News Briefs | Angle
System Determines Behaviour
What Open AI becoming a for-profit company says about idealism and compromise
Madhavankutty Pillai Madhavankutty Pillai 27 Sep, 2024
OpenAI CEO Sam Altman (Photo: Getty Images)
The financial media reported this week that OpenAI, which unfurled the artificial intelligence revolution when it launched ChatGPT, would become a for-profit company. This is something of a milestone in the annals of business because the reason the company was incorporated as a not-for-profit venture in the beginning was because of a stated mission to ensure that the technology would be safe for humanity. That could only be achieved by not being hostage to the demands of capitalism and the pressure of meeting quarterly targets. It then changed the goalpost by turning into a firm where profits would be permitted but capped. And now, if you believe the reports, it has dived headfirst into the very pool that it was wary about and its board of directors, who earlier were tasked with ensuring its earlier mission, would now be like any other.
This is a fallout of a coup that happened some time back which pushed its founder Sam Altman out.

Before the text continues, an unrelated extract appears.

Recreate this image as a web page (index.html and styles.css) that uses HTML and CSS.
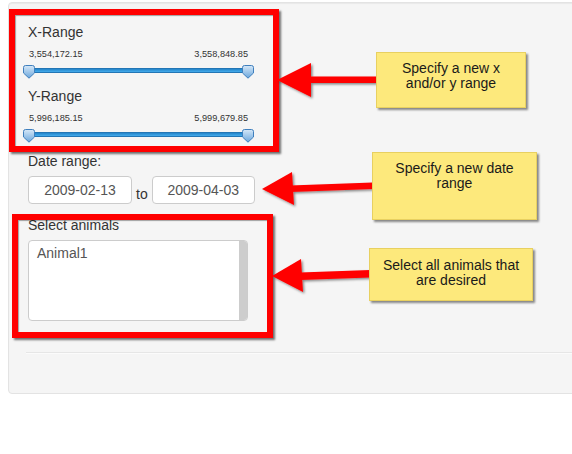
FILE: index.html
```html
<!DOCTYPE html>
<html>
<head>
<meta charset="utf-8">
<link rel="stylesheet" href="styles.css">
</head>
<body>
<div class="page">
  <div class="well">
    <div class="slider-group">
      <div class="lbl">X-Range</div>
      <div class="nums"><span>3,554,172.15</span><span>3,558,848.85</span></div>
      <div class="slider">
        <div class="track"></div>
        <svg class="handle handle-l" width="12" height="14" viewBox="0 0 12 14"><use href="#hdl"/></svg>
        <svg class="handle handle-r" width="12" height="14" viewBox="0 0 12 14"><use href="#hdl"/></svg>
      </div>
    </div>
    <div class="slider-group">
      <div class="lbl">Y-Range</div>
      <div class="nums"><span>5,996,185.15</span><span>5,999,679.85</span></div>
      <div class="slider">
        <div class="track"></div>
        <svg class="handle handle-l" width="12" height="14" viewBox="0 0 12 14"><use href="#hdl"/></svg>
        <svg class="handle handle-r" width="12" height="14" viewBox="0 0 12 14"><use href="#hdl"/></svg>
      </div>
    </div>
    <div class="date-group">
      <div class="lbl">Date range:</div>
      <div class="date-row">
        <div class="date-input w1">2009-02-13</div>
        <span class="to">to</span>
        <div class="date-input w2">2009-04-03</div>
      </div>
    </div>
    <div class="select-group">
      <div class="lbl">Select animals</div>
      <div class="select">
        <div class="options">Animal1</div>
        <div class="scrollbar"></div>
      </div>
    </div>
    <hr class="rule">
  </div>

  <div class="annotations">
    <div class="redbox box1"></div>
    <div class="redbox box2"></div>
    <svg class="arrows" width="572" height="454" viewBox="0 0 572 454">
      <defs>
        <filter id="sh" x="-20%" y="-20%" width="140%" height="140%">
          <feDropShadow dx="1.5" dy="1.5" stdDeviation="1" flood-color="#000" flood-opacity="0.45"/>
        </filter>
        <linearGradient id="hg" x1="0" y1="0" x2="0" y2="1">
          <stop offset="0" stop-color="#d6e8f8"/>
          <stop offset="1" stop-color="#6aa6dc"/>
        </linearGradient>
        <symbol id="hdl" viewBox="0 0 12 14">
          <path d="M0.5,2.5 Q0.5,0.5 2.5,0.5 H9.5 Q11.5,0.5 11.5,2.5 V8 L6,13.2 L0.5,8 Z" fill="url(#hg)" stroke="#3f7fbd" stroke-width="1"/>
        </symbol>
      </defs>
      <g fill="#ff0000" filter="url(#sh)">
        <polygon points="308,76.5 377,76.5 377,83 308,83"/>
        <polygon points="277,80 311,63 311,97"/>
        <polygon points="290,185.5 373,182.5 373,189 290,192"/>
        <polygon points="262,189 292,172 294,205"/>
        <polygon points="300,272.5 370,270 370,277.5 300,280"/>
        <polygon points="272,276 301,259 303,292"/>
      </g>
    </svg>
    <div class="note note1">Specify a new x<br>and/or y range</div>
    <div class="note note2">Specify a new date<br>range</div>
    <div class="note note3">Select all animals that<br>are desired</div>
  </div>
</div>
</body>
</html>
```

FILE: styles.css
```css
html, body {
  margin: 0;
  padding: 0;
  background: #ffffff;
  overflow: hidden;
}
body {
  width: 572px;
  height: 454px;
  font-family: "Liberation Sans", Arial, sans-serif;
  color: #333333;
}
.page {
  position: relative;
  width: 572px;
  height: 454px;
  overflow: hidden;
}
.well {
  margin: 2px 0 0 8px;
  width: 600px;
  box-sizing: border-box;
  padding: 19px 19px 19px 19px;
  background: #f5f5f5;
  border: 1px solid #e3e3e3;
  border-radius: 4px;
  box-shadow: inset 0 1px 1px rgba(0, 0, 0, 0.05);
}
.lbl {
  font-size: 14px;
  line-height: 20px;
  height: 20px;
  color: #333333;
}
.nums {
  width: 219px;
  margin: 6px 0 0 1px;
  display: flex;
  justify-content: space-between;
  font-size: 9.2px;
  line-height: 12px;
  height: 12px;
  color: #333333;
}
.slider {
  position: relative;
  box-sizing: border-box;
  padding-top: 8px;
  height: 26px;
  width: 222px;
}
.track {
  margin: 0 0 0 1px;
  width: 219px;
  height: 5px;
  box-sizing: border-box;
  border-radius: 2px;
  background: linear-gradient(#2384c9, #45acec);
  border: 1px solid #2376b5;
}
.handle {
  position: absolute;
  top: 5px;
  display: block;
}
.handle-l { left: -5px; }
.handle-r { left: 214px; }
.date-group {
  margin-top: 1px;
}
.date-row {
  margin-top: 5px;
  display: flex;
  align-items: flex-end;
  gap: 4px;
}
.date-input {
  height: 28px;
  box-sizing: border-box;
  background: #ffffff;
  border: 1px solid #cccccc;
  border-radius: 4px;
  font-size: 14px;
  line-height: 26px;
  text-align: center;
  color: #555555;
}
.w1 { width: 104px; }
.w2 { width: 103px; }
.to {
  font-size: 14px;
  line-height: 20px;
  color: #333333;
}
.select-group {
  margin-top: 11px;
}
.select {
  margin-top: 5px;
  width: 220px;
  height: 81px;
  box-sizing: border-box;
  display: flex;
  background: #ffffff;
  border: 1px solid #cccccc;
  border-radius: 4px;
  overflow: hidden;
}
.options {
  flex: 1;
  padding: 2px 8px;
  font-size: 14px;
  line-height: 20px;
  color: #555555;
}
.scrollbar {
  width: 8px;
  background: #cdcdcd;
}
.rule {
  margin: 31px 0 20px -2px;
  height: 0;
  border: 0;
  border-top: 1px solid #e6e6e6;
  border-bottom: 1px solid #fbfbfb;
}
.annotations {
  position: absolute;
  left: 0;
  top: 0;
  width: 572px;
  height: 454px;
  pointer-events: none;
}
.redbox {
  position: absolute;
  box-sizing: border-box;
  border: 6px solid #ff0000;
  box-shadow: 2px 2px 2px rgba(0, 0, 0, 0.55), inset 1px 1px 1px rgba(0, 0, 0, 0.35);
}
.box1 { left: 9px; top: 9px; width: 270px; height: 143px; }
.box2 { left: 12px; top: 214px; width: 261px; height: 124px; }
.arrows {
  position: absolute;
  left: 0;
  top: 0;
}
.note {
  position: absolute;
  box-sizing: border-box;
  background: #fde97c;
  border: 1px solid #e8d060;
  box-shadow: 2px 2px 2px rgba(0, 0, 0, 0.45);
  font-size: 14px;
  line-height: 15px;
  color: #1a1a1a;
  text-align: center;
}
.note1 { left: 376px; top: 52px; width: 150px; height: 56px; padding-top: 7.5px; }
.note2 { left: 372px; top: 152px; width: 165px; height: 68px; padding-top: 7.5px; }
.note3 { left: 369px; top: 248px; width: 164px; height: 53px; padding-top: 8.5px; }
```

At that time, the employees rebelled against this change and Altman returned. The reason for the employees being on Altman’s side was because they were vested with stock options, which, should OpenAI stick to its founding mission, would mean giving up millions of dollars. And now Altman has decided to shed the pretence and, some reports say, he will get 7 per cent of the company. It will have an IPO eventually and that would make him a billionaire. This is probably deserved because he did make OpenAI what it is today. And his argument has been that making OpenAI the leader in a sector where the competition was the deep-pocketed likes of Alphabet and Meta, needed unimaginable funds that only a profit-driven enterprise could gather. If OpenAI was its earlier avatar, then it wouldn’t be what it is today and its workforce would go elsewhere.

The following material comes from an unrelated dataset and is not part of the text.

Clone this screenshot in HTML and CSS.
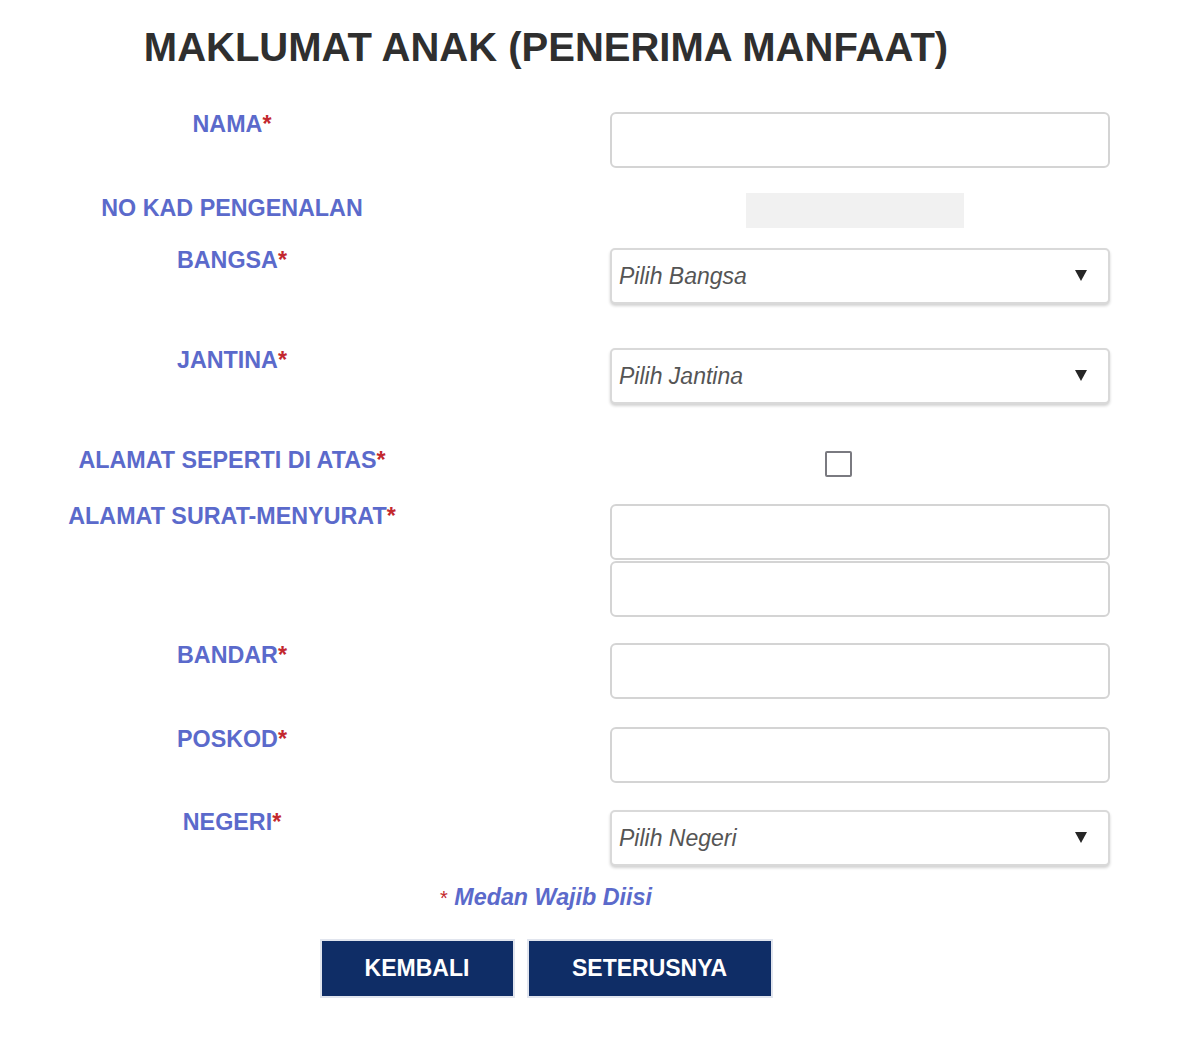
FILE: index.html
```html
<!DOCTYPE html>
<html lang="ms">
<head>
<meta charset="utf-8">
<title>Maklumat Anak</title>
<link rel="stylesheet" href="styles.css">
</head>
<body>
<div class="page">
  <h1 class="title">MAKLUMAT ANAK (PENERIMA MANFAAT)</h1>
  <div class="form">
    <div class="row row-nama">
      <div class="label">NAMA<span class="req">*</span></div>
      <div class="field"><div class="input"></div></div>
    </div>
    <div class="row row-nokad">
      <div class="label label-nokad">NO KAD PENGENALAN</div>
      <div class="field"><div class="readonly"></div></div>
    </div>
    <div class="row row-bangsa">
      <div class="label">BANGSA<span class="req">*</span></div>
      <div class="field"><div class="select"><span class="ph">Pilih Bangsa</span><span class="arrow"></span></div></div>
    </div>
    <div class="row row-jantina">
      <div class="label">JANTINA<span class="req">*</span></div>
      <div class="field"><div class="select"><span class="ph">Pilih Jantina</span><span class="arrow"></span></div></div>
    </div>
    <div class="row row-check">
      <div class="label">ALAMAT SEPERTI DI ATAS<span class="req">*</span></div>
      <div class="field"><div class="checkbox"></div></div>
    </div>
    <div class="row row-alamat">
      <div class="label">ALAMAT SURAT-MENYURAT<span class="req">*</span></div>
      <div class="field field-stack"><div class="input"></div><div class="input"></div></div>
    </div>
    <div class="row row-bandar">
      <div class="label">BANDAR<span class="req">*</span></div>
      <div class="field"><div class="input"></div></div>
    </div>
    <div class="row row-poskod">
      <div class="label">POSKOD<span class="req">*</span></div>
      <div class="field"><div class="input"></div></div>
    </div>
    <div class="row row-negeri">
      <div class="label">NEGERI<span class="req">*</span></div>
      <div class="field"><div class="select"><span class="ph">Pilih Negeri</span><span class="arrow"></span></div></div>
    </div>
  </div>
  <p class="note"><span class="note-req">*</span> Medan Wajib Diisi</p>
  <div class="actions">
    <button class="btn btn-back" type="button">KEMBALI</button>
    <button class="btn btn-next" type="button">SETERUSNYA</button>
  </div>
</div>
</body>
</html>
```

FILE: styles.css
```css
html, body {
  margin: 0;
  padding: 0;
  background: #ffffff;
}

body {
  font-family: "Liberation Sans", Arial, Helvetica, sans-serif;
}

.page {
  width: 1092px;
}

.title {
  margin: 23px 0 0;
  text-align: center;
  font-size: 40px;
  line-height: 48px;
  font-weight: bold;
  color: #2f2f2f;
}

.form {
  margin-top: 41px;
  width: 1110px;
}

.row {
  display: flex;
  align-items: flex-start;
}

.label {
  width: 464px;
  margin-top: -1px;
  text-align: center;
  font-size: 23.3px;
  line-height: 26px;
  font-weight: bold;
  color: #5b6acb;
}

.label-nokad {
  padding-top: 3px;
}

.req {
  color: #c3282e;
}

.field {
  margin-left: 146px;
  width: 500px;
  display: flex;
  flex-direction: column;
}

.field-stack {
  gap: 1px;
}

.input {
  box-sizing: border-box;
  height: 56px;
  border: 2px solid #d4d4d4;
  border-radius: 6px;
  background: #fff;
}

.readonly {
  margin-left: 136px;
  width: 218px;
  height: 35px;
  background: #f1f1f1;
}

.select {
  box-sizing: border-box;
  height: 56px;
  border: 2px solid #d9d9d9;
  border-radius: 5px;
  background: #fff;
  box-shadow: 0 2px 3px rgba(0, 0, 0, 0.18);
  display: flex;
  align-items: center;
  justify-content: space-between;
  padding: 0 21px 0 7px;
}

.ph {
  font-size: 23px;
  font-style: italic;
  color: #555555;
}

.arrow {
  width: 0;
  height: 0;
  border-left: 6px solid transparent;
  border-right: 6px solid transparent;
  border-top: 11px solid #262626;
  margin-top: -1px;
}

.checkbox {
  box-sizing: border-box;
  margin: 3px 0 0 215px;
  width: 27px;
  height: 26px;
  border: 2px solid #7a7a80;
  border-radius: 2px;
  background: #fff;
}

.row-nama { margin-bottom: 25px; }
.row-nokad { margin-bottom: 20px; }
.row-bangsa { margin-bottom: 44px; }
.row-jantina { margin-bottom: 44px; }
.row-check { margin-bottom: 27px; }
.row-alamat { margin-bottom: 26px; }
.row-bandar { margin-bottom: 28px; }
.row-poskod { margin-bottom: 27px; }

.note {
  margin: 18px 0 0;
  text-align: center;
  font-size: 23.3px;
  line-height: 26px;
  font-weight: bold;
  font-style: italic;
  color: #5b6acb;
}

.note-req {
  color: #c3282e;
  font-style: normal;
  font-weight: normal;
  font-size: 20px;
}

.actions {
  margin-top: 28px;
  display: flex;
  justify-content: center;
  gap: 12px;
}

.btn {
  box-sizing: border-box;
  height: 59px;
  border: 2px solid #e1e5ee;
  background: #0f2d66;
  color: #ffffff;
  font-family: "Liberation Sans", Arial, Helvetica, sans-serif;
  font-size: 23px;
  font-weight: bold;
  padding: 0;
  cursor: pointer;
}

.btn-back { width: 195px; }
.btn-next { width: 246px; }
```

If the metamorphosis indicates anything, then it is that system determines behaviour. Intentions rarely hold up when the ability to be competitive is under question. If the choice is between survival and idealism, then most people and institutions choose the former because they tell themselves that if they don’t exist then the idealism doesn’t either. It is why so many enter into government service moon-eyed about the good they want to do and soon become just like any other cog in the machine. In politics, you have the example of Aam Aadmi Party, which rode into power under an anti-corruption movement, and now you really don’t see them touting it at all. They said allying with any other party was never going to happen because everyone else was corrupt but are now firmly in an alliance. It is the story of every other political party too, except that the initial idealism would be a different one.
This is probably as it must be. Because OpenAI exists, the generative AI space is not the preserve of multinational behemoths who already control our online lives. There is one more alternative for the consumer and while it might not be the promised Mecca, it is still better than what was present earlier.